The close relationship between Germany and France along with the clearer political landscape across Europe could help the European Central Bank by bringing more stability to the euro zone, Jan Smets, Governor of the National Bank of Belgium, told CNBC on Tuesday.
The 19-member bloc has improved over the last three years, the Governor said, not only due to a growing economy but also because fragmentation seems to have dissipated after key elections across the euro area.
"I consider the euro zone to be a factor of stability," Smets told CNCB, citing political stability and the Franco-German union as the basis for that.

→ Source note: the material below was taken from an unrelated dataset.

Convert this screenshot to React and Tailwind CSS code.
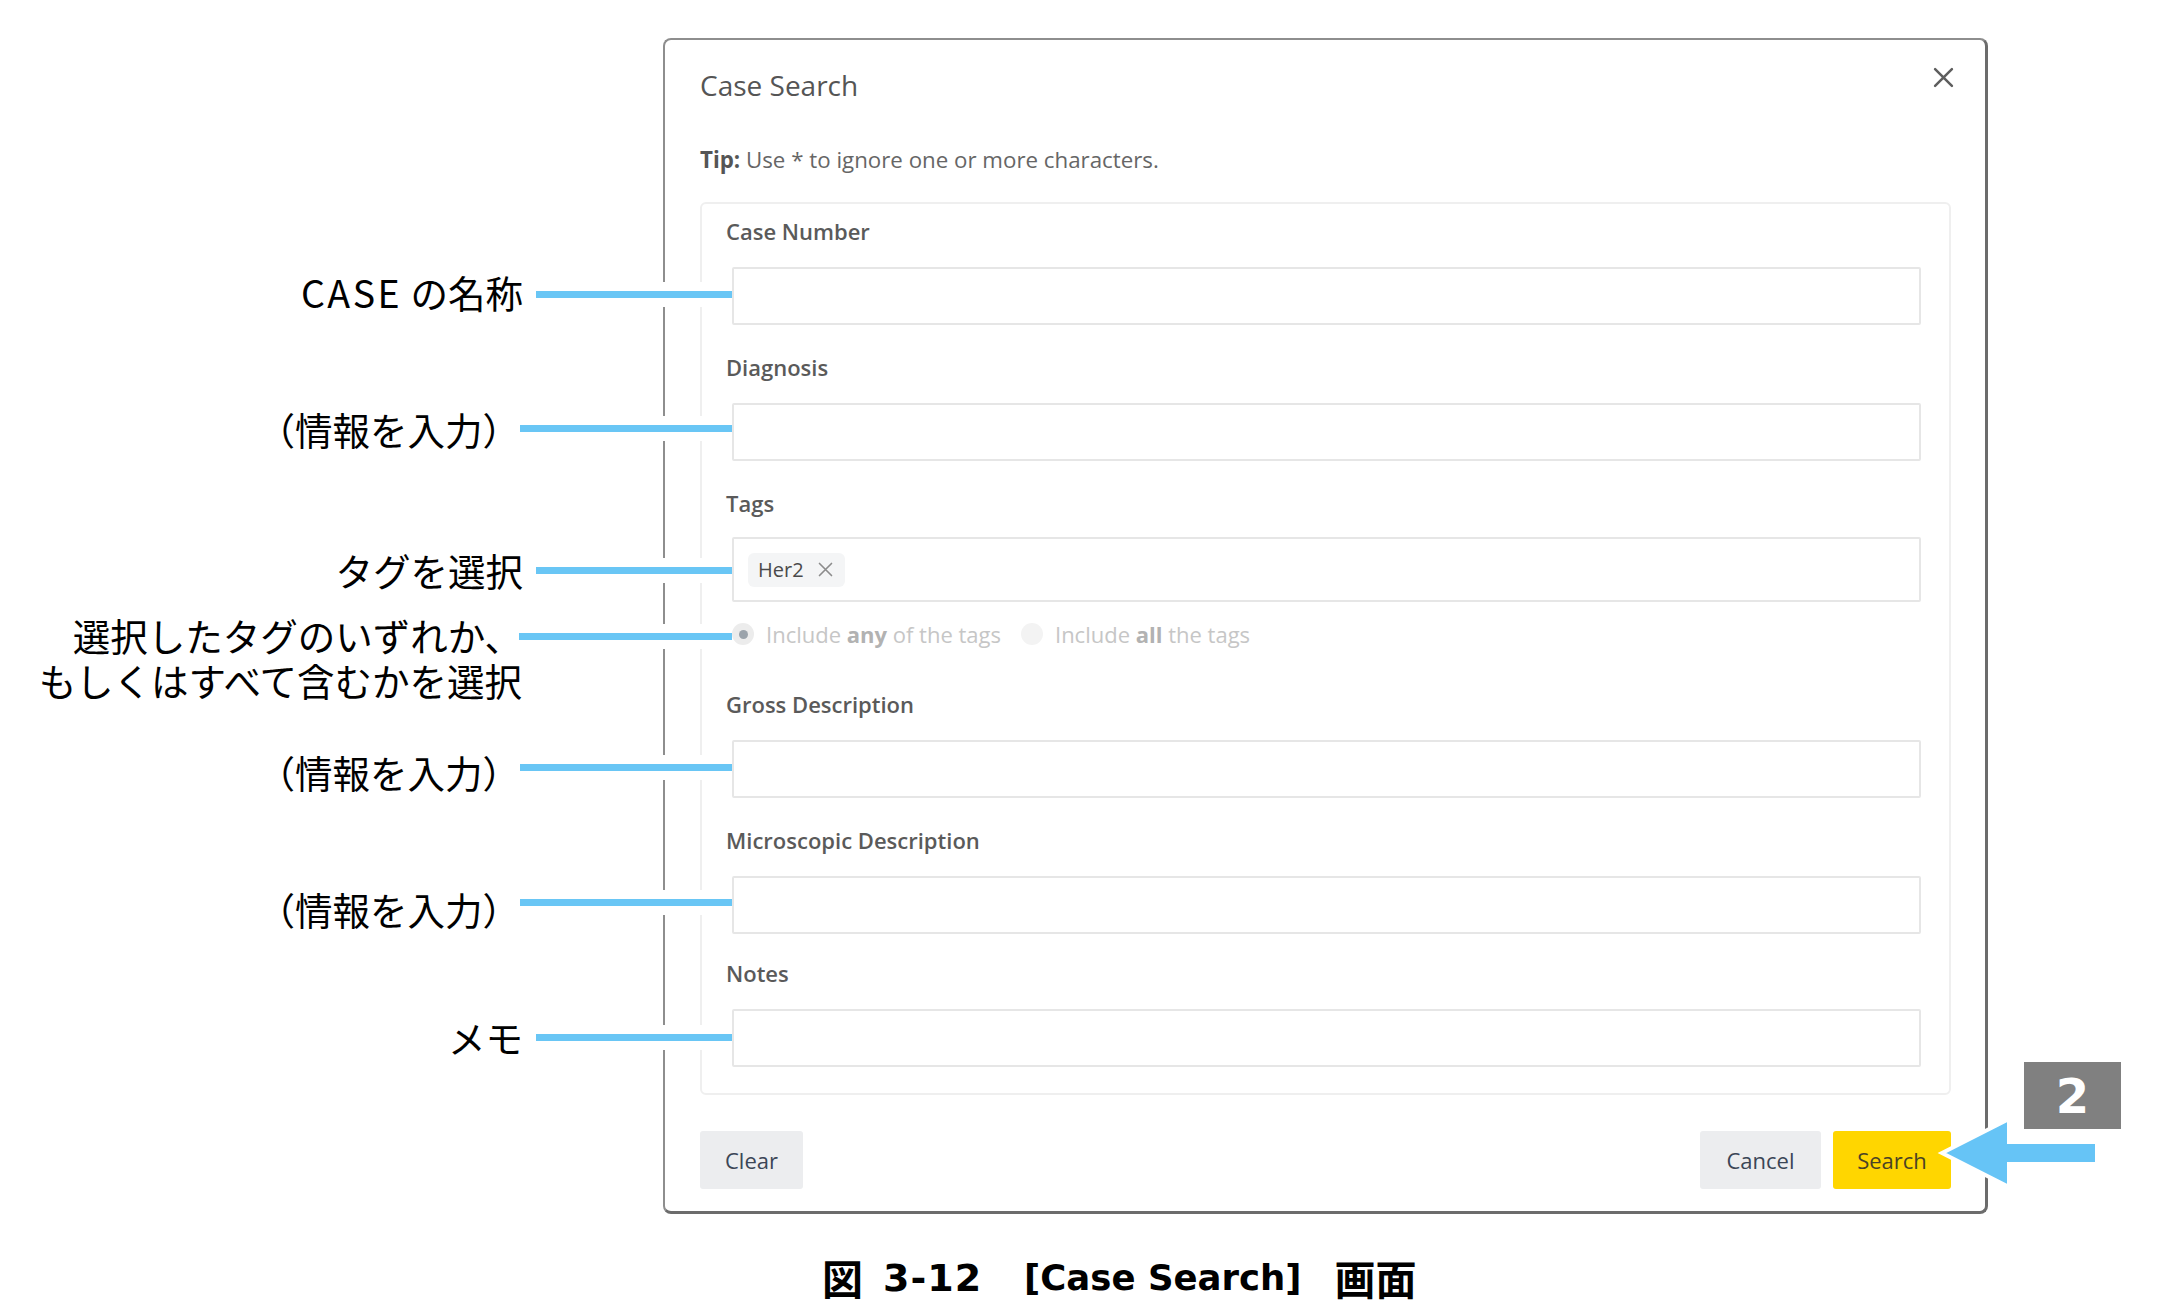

"This Franco-German relationship which is really important…may contribute to more confidence and more stability and eventually deepening of monetary union," he said.
Voters in Austria, the Netherlands and perhaps more importantly in France have recently said no to anti-EU movements after these threatened to shake mainstream politics. Though Italian and German voters are also due to head to the polls in a couple of months, there's a new euro impetus.
Earlier on Tuesday, President Mario Draghi of the ECB noted that political stability in the euro area is a positive factor when the bank assesses the future of monetary policy.
"Another considerable change from three years ago is the clarification of the political outlook in the euro area. For years, the euro area has lived under a cloud of uncertainty about whether the necessary reforms would be implemented at both the domestic and Union levels…Today, things have changed. Political winds are becoming tailwinds. There is newfound confidence in the reform process, and newfound support for European cohesion, which could help unleash pent-up demand and investment," Draghi told an audience at the ECB Forum in Sintra.
There Draghi reinforced that despite the economic improvements, the current monetary stimulus needs to remain in place and the bank will have to be prudent in assessing when to end such stimulus.
"I share his confidence that eventually we will get to our objective," Smets told CNBC.
"When we are convinced enough to see inflation going up safely, durably and in a self-sustained way we will revert monetary accommodation. That's the question we will have to answer in the next months," he added.